Victor Frankenstein was focused on his role as a creator of life, but not his responsibilities for the life and the being he created. Of course, such “parent” failed to teach his creature many essential things about life and society. Logically, the creature soon turned into a dangerous monster, and the “father” started to desire for his “child” to die.

Frankenstein’s monster is often seen as a cruel and aggressive creature, yet in reality, he is a very good and detailed description of a severely neglected child. The author of the novel was perfectly aware of what kind of child can be raised with disgust and hatred, replacing love and care. Nineteen-year-old Mary Shelley understood the importance of giving birth to a healthy baby and raising it properly, as by that time she already was a mother with a tragic and deeply traumatic experience of losing her child and a fear of losing another one.

The anxieties and worries women often experience during their pregnancies are the signals of doubts and insecurities. These feelings are normal for young mothers having their first child, or any other healthy pregnant ladies, but for the women that have been through negative experiences connected with childbirth having the next child can be a serious stress. New pregnancies make women re-visit their past and go through their tragedies all over again fearing what may happen.

The phobias of women that have been through various negative and painful emotional and physical experiences related to pregnancies, childbirth and child development are much more real than the ones of inexperienced mothers, who are simply afraid of the unknown. Mary Shelley’s fears were significant and strong enough to result in the creation of a novel that keeps bothering the publicity centuries after it was first published.

“Frankenstein” can definitely be referred to as the first novel about the issues of childbirth in human history. The analysis of Mary Shelley’s work today brings public awareness of the seriousness of the problems many women have to face due to their traumatic physical and psychological experiences related to childbirth and pregnancy. It is worth knowing that the number of women undergoing this kind of stress is growing every day (Mirza, Devine & Gaddipati, 2010).

Such phobias may be caused by various accidents and injuries as well as illnesses and infections of female reproductive organs (Brown, 2009). These issues often cannot be cured only by gynecologists because after the physical damage heals, there is still deep emotional trauma that can influence the woman’s future decisions about pregnancy and childbirth. After going through bad experiences of this kind, a woman may never want to have children again or find enough courage and faith to become pregnant one more time.

It takes a long while to cure the physical injuries of female reproductive organs, but the emotional and psychological consequences of negative accidents related to childbirth and pregnancy may never go away if they are not addressed or are treated inappropriately (Dailey, Humphreys, Rankin & Lee, 2011). Childbirth is, without a doubt, one of the most miraculous and beautiful happenings in the world, but under certain circumstances, this amazingly magical experience may be turned upside down and viewed as the most stressful and devastating torture.

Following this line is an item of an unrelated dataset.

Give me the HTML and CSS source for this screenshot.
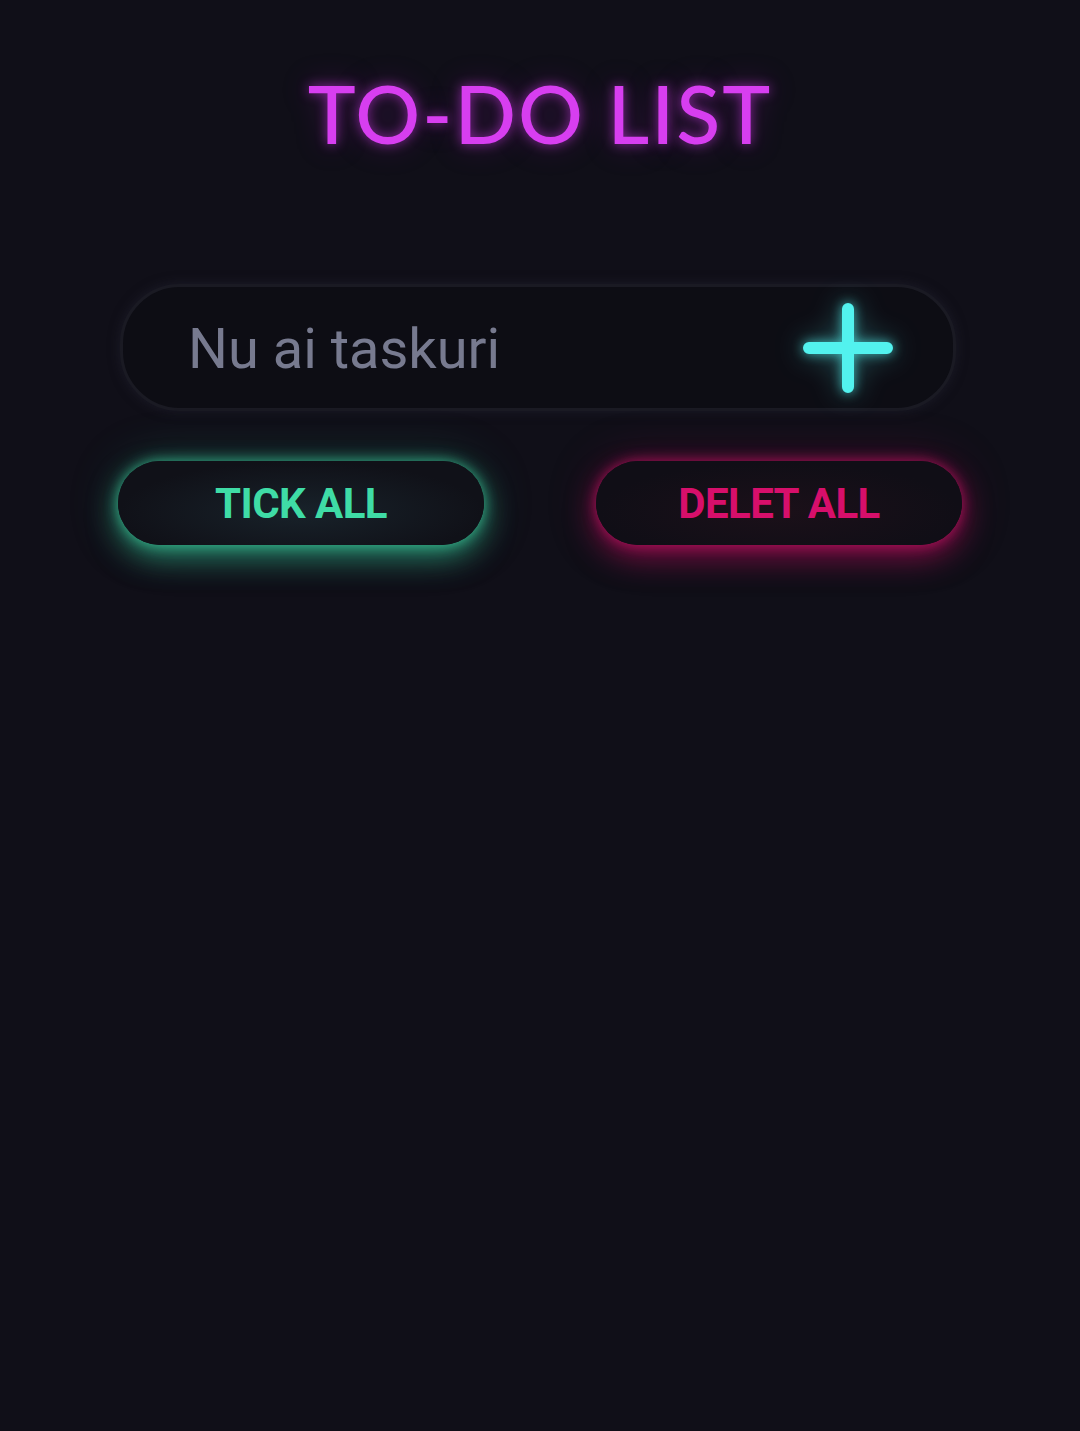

The novel by Mary Shelley offers the readers an alternative perspective on the author’s deepest personal fears of different stages of the process of having children and being a parent. “Frankenstein” is not only a legendary gothic book admired by many modern readers but also a psychological representation of its author’s inner sufferings related to childbirth and pregnancy.

Reference List

Brown, H. (2009). Trauma in pregnancy. Obstetrics & Gynecology, 114(1), 147-160.

Dailey, D., Humphreys, J., Rankin, S., & Lee, K. (2011). An exploration of lifetime trauma exposure in pregnant low-income African American women. Maternal And Child Health Journal, 15(3), 410-418.

Mirza, F., Devine, P., & Gaddipati, S. (2010). Trauma in pregnancy: a systematic approach. American Journal of Perinatology, 27(7), 579-586.